I sat Oaklynn down in her "happy chair" to watch some Mickey Mouse in her room before her Occupational Therapist got here. Therapy came and she left Oaklynn in the same chair to work on eating and playing with some other things. About 40 minutes into therapy, the OT stood her up to move her to another position and when she stood her up, she noticed that a button (g-tube) was sitting on her chair.
We have an extra one that a friend gave us that was put in a baby doll so Oaklynn could have a doll just like her. So when she grabbed it I just figured it was the baby dolls. Then I thought that we should check her stomach just to make sure. When lifting up her shirt we noticed that hers was missing!! She just had this little hole in her stomach and NOTHING occupying it. I started to panic. Luckily the OT was there so I tried not to look too panicked on the outside but my heart was beating SUPER fast.

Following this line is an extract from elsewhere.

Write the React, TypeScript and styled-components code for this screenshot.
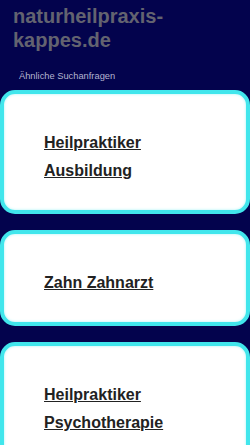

When you get the surgery, they warn you about how serious it is if the button falls out and how you have to immediately stick the replacement back in quickly so it doesn't start to close up. So I am in panic not knowing how long her button has been out of her stomach since she had been sitting in that seat for quite a while. In my mind I am thinking I am going to have to head to the ER and get the surgery done again. I asked the OT to lay her flat on the ground and watch her while I went to get her another button. I grabbed everything I needed to change her button and ran back into her room. I got the button ready to put into her stomach. I closed my eyes and took a DEEP breath to try to relax myself (kinda also said a silent prayer at that same time). I slowly put the button into her stomach and she was tightening her stomach so I was having a hard time getting past her muscles and into her stomach. I kept wiggling it around and in it slipped!! I looked up at the OT with big excited eyes and said, "It's in!". I smiled, filled it with water and sat her back up. Of course Oaklynn was all smiles the whole time. None of it even phased her!
I checked out her old button and the "balloon" that is filled with water that is inside the stomach had popped. For all I know, it could have popped a day ago but the button didn't fall out until during OT. It was a huge blessing that I didn't discover her button missing while I was alone. I am SO grateful the OT was there with me.
Since her surgery (1 year ago) her button had only been replaced once. I was the one who changed it out, but I was in the doctor's office with her telling me what to do. Just the day before this all happened I had told Austin it was about time to change her button but I wasn't ready to do it without the doctor so I was going to schedule an appointment. Now I am for sure ready to change it myself... I'm ready and not scared anymore. Nothing (that has to do with her button) can scare me after that.